In any project environment, the project leader uses a risk management toolkit to identify the challenges that will likely occur and what to do about them. But, these high-risk projects represent the Perfect Storm of project challenges. The project leader must fight through competing agendas, project silos, unrealistic stakeholder expectations, time pressures and public skepticism to navigate the project through the extremely rough seas of a transformational project. Beyond the risk toolkit, the high-risk project leader draws on three leadership behaviors for survival:

– The ability to navigate the project’s internal and external power network
– The ability to build integrative thinking into the project culture
– The ability to negotiate project goals and stakeholders’ personal agendas into alignment.

This paper will discuss the characteristics that embody risk management: high-risk projects, how these characteristics complicate the typical challenges that projects face and the role these three leadership behaviors play in successful risk mitigation.

Characteristics That Define High Risk Projects
As stated above, high-risk projects are highly visible, have a sweeping impact inside and outside the organization and pose significant threats to the project team’s ability to deliver. In line with this definition, we can classify project risk into three categories – political exposure, impact to core business and ability to deliver.

Political exposure (“highly visible”) encompasses how project outcomes affect the personal stock and creditability of key stakeholders. Rebuilding the space shuttle program in the face of the Columbia disaster was a project with significant political exposure. Like the space shuttle program, high risk projects face an entangled web of political stakeholders with individual agendas, challenging business cases, and, often, a hostile public perception. Managing the amount of political exposure inherent in high-risk projects can become a full time job for the project leader (Laird, 2007). The project leader has to evangelize a clear vision to stakeholders, understand the vision’s alignment with stakeholder value, and monitor how project decisions directly affect stakeholder value.

Impact to core business (“sweeping change”) addresses how project outcomes will affect an organization’s value chain, including but not limited to business processes, employees, technology architecture and supply chain. Like the break-up of AT&T in the 1970s, high risk projects contain direct and indirect effects that transcend the organization and sometimes shake up an entire industry sector’s environment. The AT&T break-up not only fractured the organization but spawned an entire new ecosystem of companies, technologies, and strategies. The project leader’s challenges in understanding the impact to core business are twofold – the depth and breadth of direct impact and the peripheral vision to identify the indirect or invisible effects.

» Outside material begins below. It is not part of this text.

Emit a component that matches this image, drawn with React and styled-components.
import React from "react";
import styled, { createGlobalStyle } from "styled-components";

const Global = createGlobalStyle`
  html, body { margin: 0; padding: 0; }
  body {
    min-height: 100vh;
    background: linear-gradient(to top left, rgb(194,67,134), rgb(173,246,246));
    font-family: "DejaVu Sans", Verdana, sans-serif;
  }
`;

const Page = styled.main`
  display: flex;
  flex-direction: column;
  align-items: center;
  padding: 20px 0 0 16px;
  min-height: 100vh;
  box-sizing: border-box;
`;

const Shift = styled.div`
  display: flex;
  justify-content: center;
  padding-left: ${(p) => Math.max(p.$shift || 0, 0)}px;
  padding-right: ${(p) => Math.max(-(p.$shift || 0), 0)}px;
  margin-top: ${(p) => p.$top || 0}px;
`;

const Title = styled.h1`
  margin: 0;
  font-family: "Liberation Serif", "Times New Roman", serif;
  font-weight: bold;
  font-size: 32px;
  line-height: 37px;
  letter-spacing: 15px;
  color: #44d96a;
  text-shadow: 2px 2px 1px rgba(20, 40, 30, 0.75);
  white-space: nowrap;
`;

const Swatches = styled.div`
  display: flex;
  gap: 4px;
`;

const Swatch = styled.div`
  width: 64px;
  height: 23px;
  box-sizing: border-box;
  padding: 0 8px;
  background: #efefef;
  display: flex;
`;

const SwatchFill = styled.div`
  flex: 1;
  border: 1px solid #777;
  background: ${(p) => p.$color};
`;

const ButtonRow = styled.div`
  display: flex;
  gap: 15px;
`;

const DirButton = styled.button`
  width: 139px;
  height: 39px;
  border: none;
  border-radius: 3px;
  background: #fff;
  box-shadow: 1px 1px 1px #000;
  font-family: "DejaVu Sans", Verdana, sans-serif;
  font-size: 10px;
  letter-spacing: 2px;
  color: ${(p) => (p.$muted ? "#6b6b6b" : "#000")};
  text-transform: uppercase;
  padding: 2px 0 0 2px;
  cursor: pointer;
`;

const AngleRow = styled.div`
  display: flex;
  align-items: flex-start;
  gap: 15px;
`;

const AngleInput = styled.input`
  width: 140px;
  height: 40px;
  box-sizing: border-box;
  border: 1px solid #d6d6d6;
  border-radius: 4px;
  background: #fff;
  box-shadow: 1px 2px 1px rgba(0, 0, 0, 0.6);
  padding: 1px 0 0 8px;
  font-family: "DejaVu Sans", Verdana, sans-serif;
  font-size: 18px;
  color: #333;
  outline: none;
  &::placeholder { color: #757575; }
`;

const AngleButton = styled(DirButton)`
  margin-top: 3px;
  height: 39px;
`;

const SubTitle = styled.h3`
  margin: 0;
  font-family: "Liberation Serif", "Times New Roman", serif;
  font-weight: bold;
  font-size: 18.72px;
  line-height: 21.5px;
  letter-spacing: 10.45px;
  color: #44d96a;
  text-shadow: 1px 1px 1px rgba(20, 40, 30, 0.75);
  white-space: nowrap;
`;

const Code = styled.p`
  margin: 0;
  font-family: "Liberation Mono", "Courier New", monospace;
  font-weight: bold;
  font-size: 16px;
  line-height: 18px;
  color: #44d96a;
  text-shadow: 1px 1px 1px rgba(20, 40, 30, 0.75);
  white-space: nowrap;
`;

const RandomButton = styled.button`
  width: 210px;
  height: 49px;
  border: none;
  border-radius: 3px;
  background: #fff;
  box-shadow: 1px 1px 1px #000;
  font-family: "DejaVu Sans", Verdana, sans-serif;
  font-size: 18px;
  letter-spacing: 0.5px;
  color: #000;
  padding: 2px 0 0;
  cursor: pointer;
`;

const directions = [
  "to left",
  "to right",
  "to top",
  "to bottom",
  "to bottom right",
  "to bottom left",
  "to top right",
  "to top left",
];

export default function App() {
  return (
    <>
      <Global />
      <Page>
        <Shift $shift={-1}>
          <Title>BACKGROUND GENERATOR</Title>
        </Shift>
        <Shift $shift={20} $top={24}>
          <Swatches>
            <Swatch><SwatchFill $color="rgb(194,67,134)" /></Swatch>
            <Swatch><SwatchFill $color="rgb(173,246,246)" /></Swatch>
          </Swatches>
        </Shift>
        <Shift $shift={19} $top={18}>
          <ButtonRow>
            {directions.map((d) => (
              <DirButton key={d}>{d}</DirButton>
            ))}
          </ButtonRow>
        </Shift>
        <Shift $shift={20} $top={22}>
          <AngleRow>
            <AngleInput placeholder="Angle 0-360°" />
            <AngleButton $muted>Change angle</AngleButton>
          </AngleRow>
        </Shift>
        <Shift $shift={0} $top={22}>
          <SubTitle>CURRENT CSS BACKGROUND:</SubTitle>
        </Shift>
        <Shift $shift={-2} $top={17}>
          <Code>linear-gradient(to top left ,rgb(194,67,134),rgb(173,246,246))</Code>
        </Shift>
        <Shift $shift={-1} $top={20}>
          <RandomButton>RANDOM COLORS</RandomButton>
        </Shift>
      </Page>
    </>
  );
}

Ability to deliver (“threats to ability to deliver”) focuses inward on the organization’s commitment and ability to deliver results. For example, the 2002 Olympic Winter Games posed significant threats to Salt Lake City’s ability to deliver. Infrastructure capacity, increased security requirements, funding availability and a time-boxed schedule posed seemingly insurmountable challenges that Salt Lake City overcame. Project leaders rely heavily on the traditional risk management toolkit to evaluate organizational experience, stability of requirements, resource capacity and competency, and schedule flexibility to evaluate the organization’s ability to deliver.

In isolation, each risk category is manageable. The project leader can identify specific risk drivers, triggers and metrics to understand and respond to project challenges. The project leader can develop sound contingency plans to deal with challenges as they arise.

The Perfect Storm project, however, presents additional and significant challenges and exposure in each area. A strategist, diplomat and judge, the project leader must understand the interaction between risk categories and must thread multiple risk mitigation strategies to keep each risk category in balance.

Strategies to Survive the High Risk Project
Today’s risk management toolkit provides a great framework to develop a playbook on what challenges to avoid and how to avoid them. The project leader tackling the high risk project also draws on several leadership behaviors to execute the playbook. Three important leadership behaviors are:

– The ability to navigate the project’s internal and external power network
– The ability to build integrative thinking into the project culture and
– The ability to negotiate project goals and stakeholders’ personal agendas into alignment.

Conclusion
To survive the high-risk project, the project leader combines proven risk management methods and practices with the ability to navigate the internal and external power network, to model and insert integrative thinking into the project’s culture, and to negotiate project goals and personal agenda into alignment. These leadership behaviors, when cultivated, build the vision, confidence and courage to deliver the transformational project.